══ DATASET CONTENT ══

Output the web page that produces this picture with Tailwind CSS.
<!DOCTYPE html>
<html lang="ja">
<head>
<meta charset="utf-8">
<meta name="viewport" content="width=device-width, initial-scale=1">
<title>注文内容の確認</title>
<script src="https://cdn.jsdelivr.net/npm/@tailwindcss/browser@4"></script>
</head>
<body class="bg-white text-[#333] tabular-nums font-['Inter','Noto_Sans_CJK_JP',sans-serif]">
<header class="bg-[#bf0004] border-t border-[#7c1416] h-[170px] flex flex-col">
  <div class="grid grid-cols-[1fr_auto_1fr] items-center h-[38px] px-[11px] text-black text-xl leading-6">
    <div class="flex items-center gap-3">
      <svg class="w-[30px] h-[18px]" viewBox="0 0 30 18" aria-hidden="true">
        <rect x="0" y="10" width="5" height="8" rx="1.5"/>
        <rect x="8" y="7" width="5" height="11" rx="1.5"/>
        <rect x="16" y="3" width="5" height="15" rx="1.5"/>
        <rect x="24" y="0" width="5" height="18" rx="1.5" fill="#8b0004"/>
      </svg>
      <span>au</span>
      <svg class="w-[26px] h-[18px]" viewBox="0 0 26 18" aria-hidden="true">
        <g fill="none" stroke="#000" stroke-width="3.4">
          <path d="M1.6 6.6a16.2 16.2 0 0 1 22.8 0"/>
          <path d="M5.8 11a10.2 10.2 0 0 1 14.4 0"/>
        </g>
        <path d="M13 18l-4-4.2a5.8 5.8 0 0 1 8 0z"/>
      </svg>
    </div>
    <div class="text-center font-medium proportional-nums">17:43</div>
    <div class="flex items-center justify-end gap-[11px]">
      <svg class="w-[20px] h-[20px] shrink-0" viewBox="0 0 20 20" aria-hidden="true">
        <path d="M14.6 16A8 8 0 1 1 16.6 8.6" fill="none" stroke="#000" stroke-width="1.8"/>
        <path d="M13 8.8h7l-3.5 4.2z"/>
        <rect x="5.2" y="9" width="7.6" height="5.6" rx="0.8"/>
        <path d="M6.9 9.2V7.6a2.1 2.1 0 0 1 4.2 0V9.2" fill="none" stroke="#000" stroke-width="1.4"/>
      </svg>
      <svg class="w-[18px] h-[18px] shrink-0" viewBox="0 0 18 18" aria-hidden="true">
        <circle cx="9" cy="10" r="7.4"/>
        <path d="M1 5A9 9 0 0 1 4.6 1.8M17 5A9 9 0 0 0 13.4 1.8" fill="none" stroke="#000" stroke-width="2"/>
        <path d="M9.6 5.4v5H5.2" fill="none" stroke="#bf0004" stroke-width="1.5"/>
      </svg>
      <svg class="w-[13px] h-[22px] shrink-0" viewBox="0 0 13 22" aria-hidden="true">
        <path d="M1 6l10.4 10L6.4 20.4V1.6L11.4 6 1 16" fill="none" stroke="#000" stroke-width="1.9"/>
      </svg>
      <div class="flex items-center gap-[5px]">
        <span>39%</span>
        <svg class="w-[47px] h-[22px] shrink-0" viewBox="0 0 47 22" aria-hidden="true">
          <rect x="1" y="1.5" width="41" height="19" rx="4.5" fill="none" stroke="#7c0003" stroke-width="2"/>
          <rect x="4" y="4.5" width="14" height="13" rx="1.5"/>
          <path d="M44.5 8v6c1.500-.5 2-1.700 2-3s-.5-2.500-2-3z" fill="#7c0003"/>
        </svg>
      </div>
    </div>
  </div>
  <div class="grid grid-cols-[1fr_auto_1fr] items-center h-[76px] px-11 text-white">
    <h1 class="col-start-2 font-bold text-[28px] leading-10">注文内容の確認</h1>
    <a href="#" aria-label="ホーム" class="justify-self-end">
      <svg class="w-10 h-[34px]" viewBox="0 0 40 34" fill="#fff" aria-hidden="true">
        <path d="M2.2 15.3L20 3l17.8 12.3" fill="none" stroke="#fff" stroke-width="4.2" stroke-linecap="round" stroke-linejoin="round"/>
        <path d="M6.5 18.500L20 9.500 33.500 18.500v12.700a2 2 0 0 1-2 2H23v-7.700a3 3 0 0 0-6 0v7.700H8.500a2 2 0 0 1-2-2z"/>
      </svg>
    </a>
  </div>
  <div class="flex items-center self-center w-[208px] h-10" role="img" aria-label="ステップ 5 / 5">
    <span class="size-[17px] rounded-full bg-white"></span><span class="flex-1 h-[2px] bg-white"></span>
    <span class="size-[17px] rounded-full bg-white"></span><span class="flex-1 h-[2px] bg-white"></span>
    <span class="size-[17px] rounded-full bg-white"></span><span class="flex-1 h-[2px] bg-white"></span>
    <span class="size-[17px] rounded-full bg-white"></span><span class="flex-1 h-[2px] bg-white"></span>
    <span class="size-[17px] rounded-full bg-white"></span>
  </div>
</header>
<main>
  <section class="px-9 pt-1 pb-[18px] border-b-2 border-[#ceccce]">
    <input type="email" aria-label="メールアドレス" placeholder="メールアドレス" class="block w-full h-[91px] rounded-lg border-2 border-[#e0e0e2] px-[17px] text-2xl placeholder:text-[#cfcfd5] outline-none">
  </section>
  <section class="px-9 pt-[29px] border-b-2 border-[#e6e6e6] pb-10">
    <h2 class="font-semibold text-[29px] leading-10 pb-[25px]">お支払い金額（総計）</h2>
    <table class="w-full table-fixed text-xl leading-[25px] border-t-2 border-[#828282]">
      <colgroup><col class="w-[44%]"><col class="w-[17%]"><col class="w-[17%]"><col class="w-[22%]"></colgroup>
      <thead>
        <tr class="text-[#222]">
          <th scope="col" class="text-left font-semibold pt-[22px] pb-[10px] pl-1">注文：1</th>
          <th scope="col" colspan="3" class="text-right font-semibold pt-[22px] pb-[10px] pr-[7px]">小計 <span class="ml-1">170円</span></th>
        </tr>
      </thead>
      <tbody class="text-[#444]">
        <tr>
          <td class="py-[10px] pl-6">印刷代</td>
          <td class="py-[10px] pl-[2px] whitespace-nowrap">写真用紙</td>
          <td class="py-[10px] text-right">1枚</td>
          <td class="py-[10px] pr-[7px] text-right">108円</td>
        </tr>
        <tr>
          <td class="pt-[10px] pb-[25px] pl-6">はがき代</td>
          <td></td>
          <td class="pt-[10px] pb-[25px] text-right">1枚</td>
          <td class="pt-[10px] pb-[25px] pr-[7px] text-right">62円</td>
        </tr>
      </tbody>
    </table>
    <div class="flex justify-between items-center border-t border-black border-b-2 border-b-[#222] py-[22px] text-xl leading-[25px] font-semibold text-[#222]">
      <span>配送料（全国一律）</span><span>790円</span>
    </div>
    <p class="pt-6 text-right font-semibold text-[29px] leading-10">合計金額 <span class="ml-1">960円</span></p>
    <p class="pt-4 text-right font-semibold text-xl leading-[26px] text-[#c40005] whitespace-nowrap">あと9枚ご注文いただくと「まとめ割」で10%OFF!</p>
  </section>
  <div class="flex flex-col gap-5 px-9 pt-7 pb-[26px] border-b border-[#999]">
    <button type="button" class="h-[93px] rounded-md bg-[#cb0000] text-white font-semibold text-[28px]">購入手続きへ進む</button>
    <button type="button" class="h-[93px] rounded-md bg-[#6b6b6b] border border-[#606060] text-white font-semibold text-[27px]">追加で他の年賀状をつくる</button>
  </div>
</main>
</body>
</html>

═══

Reproduce the material verbatim, line by line.

Output the web page that produces this picture with Tailwind CSS.
<!DOCTYPE html>
<html lang="ja">
<head>
<meta charset="utf-8">
<meta name="viewport" content="width=device-width, initial-scale=1">
<title>注文内容の確認</title>
<script src="https://cdn.jsdelivr.net/npm/@tailwindcss/browser@4"></script>
</head>
<body class="bg-white text-[#333] tabular-nums font-['Inter','Noto_Sans_CJK_JP',sans-serif]">
<header class="bg-[#bf0004] border-t border-[#7c1416] h-[170px] flex flex-col">
  <div class="grid grid-cols-[1fr_auto_1fr] items-center h-[38px] px-[11px] text-black text-xl leading-6">
    <div class="flex items-center gap-3">
      <svg class="w-[30px] h-[18px]" viewBox="0 0 30 18" aria-hidden="true">
        <rect x="0" y="10" width="5" height="8" rx="1.5"/>
        <rect x="8" y="7" width="5" height="11" rx="1.5"/>
        <rect x="16" y="3" width="5" height="15" rx="1.5"/>
        <rect x="24" y="0" width="5" height="18" rx="1.5" fill="#8b0004"/>
      </svg>
      <span>au</span>
      <svg class="w-[26px] h-[18px]" viewBox="0 0 26 18" aria-hidden="true">
        <g fill="none" stroke="#000" stroke-width="3.4">
          <path d="M1.6 6.6a16.2 16.2 0 0 1 22.8 0"/>
          <path d="M5.8 11a10.2 10.2 0 0 1 14.4 0"/>
        </g>
        <path d="M13 18l-4-4.2a5.8 5.8 0 0 1 8 0z"/>
      </svg>
    </div>
    <div class="text-center font-medium proportional-nums">17:43</div>
    <div class="flex items-center justify-end gap-[11px]">
      <svg class="w-[20px] h-[20px] shrink-0" viewBox="0 0 20 20" aria-hidden="true">
        <path d="M14.6 16A8 8 0 1 1 16.6 8.6" fill="none" stroke="#000" stroke-width="1.8"/>
        <path d="M13 8.8h7l-3.5 4.2z"/>
        <rect x="5.2" y="9" width="7.6" height="5.6" rx="0.8"/>
        <path d="M6.9 9.2V7.6a2.1 2.1 0 0 1 4.2 0V9.2" fill="none" stroke="#000" stroke-width="1.4"/>
      </svg>
      <svg class="w-[18px] h-[18px] shrink-0" viewBox="0 0 18 18" aria-hidden="true">
        <circle cx="9" cy="10" r="7.4"/>
        <path d="M1 5A9 9 0 0 1 4.6 1.8M17 5A9 9 0 0 0 13.4 1.8" fill="none" stroke="#000" stroke-width="2"/>
        <path d="M9.6 5.4v5H5.2" fill="none" stroke="#bf0004" stroke-width="1.5"/>
      </svg>
      <svg class="w-[13px] h-[22px] shrink-0" viewBox="0 0 13 22" aria-hidden="true">
        <path d="M1 6l10.4 10L6.4 20.4V1.6L11.4 6 1 16" fill="none" stroke="#000" stroke-width="1.9"/>
      </svg>
      <div class="flex items-center gap-[5px]">
        <span>39%</span>
        <svg class="w-[47px] h-[22px] shrink-0" viewBox="0 0 47 22" aria-hidden="true">
          <rect x="1" y="1.5" width="41" height="19" rx="4.5" fill="none" stroke="#7c0003" stroke-width="2"/>
          <rect x="4" y="4.5" width="14" height="13" rx="1.5"/>
          <path d="M44.5 8v6c1.500-.5 2-1.700 2-3s-.5-2.500-2-3z" fill="#7c0003"/>
        </svg>
      </div>
    </div>
  </div>
  <div class="grid grid-cols-[1fr_auto_1fr] items-center h-[76px] px-11 text-white">
    <h1 class="col-start-2 font-bold text-[28px] leading-10">注文内容の確認</h1>
    <a href="#" aria-label="ホーム" class="justify-self-end">
      <svg class="w-10 h-[34px]" viewBox="0 0 40 34" fill="#fff" aria-hidden="true">
        <path d="M2.2 15.3L20 3l17.8 12.3" fill="none" stroke="#fff" stroke-width="4.2" stroke-linecap="round" stroke-linejoin="round"/>
        <path d="M6.5 18.500L20 9.500 33.500 18.500v12.700a2 2 0 0 1-2 2H23v-7.700a3 3 0 0 0-6 0v7.700H8.500a2 2 0 0 1-2-2z"/>
      </svg>
    </a>
  </div>
  <div class="flex items-center self-center w-[208px] h-10" role="img" aria-label="ステップ 5 / 5">
    <span class="size-[17px] rounded-full bg-white"></span><span class="flex-1 h-[2px] bg-white"></span>
    <span class="size-[17px] rounded-full bg-white"></span><span class="flex-1 h-[2px] bg-white"></span>
    <span class="size-[17px] rounded-full bg-white"></span><span class="flex-1 h-[2px] bg-white"></span>
    <span class="size-[17px] rounded-full bg-white"></span><span class="flex-1 h-[2px] bg-white"></span>
    <span class="size-[17px] rounded-full bg-white"></span>
  </div>
</header>
<main>
  <section class="px-9 pt-1 pb-[18px] border-b-2 border-[#ceccce]">
    <input type="email" aria-label="メールアドレス" placeholder="メールアドレス" class="block w-full h-[91px] rounded-lg border-2 border-[#e0e0e2] px-[17px] text-2xl placeholder:text-[#cfcfd5] outline-none">
  </section>
  <section class="px-9 pt-[29px] border-b-2 border-[#e6e6e6] pb-10">
    <h2 class="font-semibold text-[29px] leading-10 pb-[25px]">お支払い金額（総計）</h2>
    <table class="w-full table-fixed text-xl leading-[25px] border-t-2 border-[#828282]">
      <colgroup><col class="w-[44%]"><col class="w-[17%]"><col class="w-[17%]"><col class="w-[22%]"></colgroup>
      <thead>
        <tr class="text-[#222]">
          <th scope="col" class="text-left font-semibold pt-[22px] pb-[10px] pl-1">注文：1</th>
          <th scope="col" colspan="3" class="text-right font-semibold pt-[22px] pb-[10px] pr-[7px]">小計 <span class="ml-1">170円</span></th>
        </tr>
      </thead>
      <tbody class="text-[#444]">
        <tr>
          <td class="py-[10px] pl-6">印刷代</td>
          <td class="py-[10px] pl-[2px] whitespace-nowrap">写真用紙</td>
          <td class="py-[10px] text-right">1枚</td>
          <td class="py-[10px] pr-[7px] text-right">108円</td>
        </tr>
        <tr>
          <td class="pt-[10px] pb-[25px] pl-6">はがき代</td>
          <td></td>
          <td class="pt-[10px] pb-[25px] text-right">1枚</td>
          <td class="pt-[10px] pb-[25px] pr-[7px] text-right">62円</td>
        </tr>
      </tbody>
    </table>
    <div class="flex justify-between items-center border-t border-black border-b-2 border-b-[#222] py-[22px] text-xl leading-[25px] font-semibold text-[#222]">
      <span>配送料（全国一律）</span><span>790円</span>
    </div>
    <p class="pt-6 text-right font-semibold text-[29px] leading-10">合計金額 <span class="ml-1">960円</span></p>
    <p class="pt-4 text-right font-semibold text-xl leading-[26px] text-[#c40005] whitespace-nowrap">あと9枚ご注文いただくと「まとめ割」で10%OFF!</p>
  </section>
  <div class="flex flex-col gap-5 px-9 pt-7 pb-[26px] border-b border-[#999]">
    <button type="button" class="h-[93px] rounded-md bg-[#cb0000] text-white font-semibold text-[28px]">購入手続きへ進む</button>
    <button type="button" class="h-[93px] rounded-md bg-[#6b6b6b] border border-[#606060] text-white font-semibold text-[27px]">追加で他の年賀状をつくる</button>
  </div>
</main>
</body>
</html>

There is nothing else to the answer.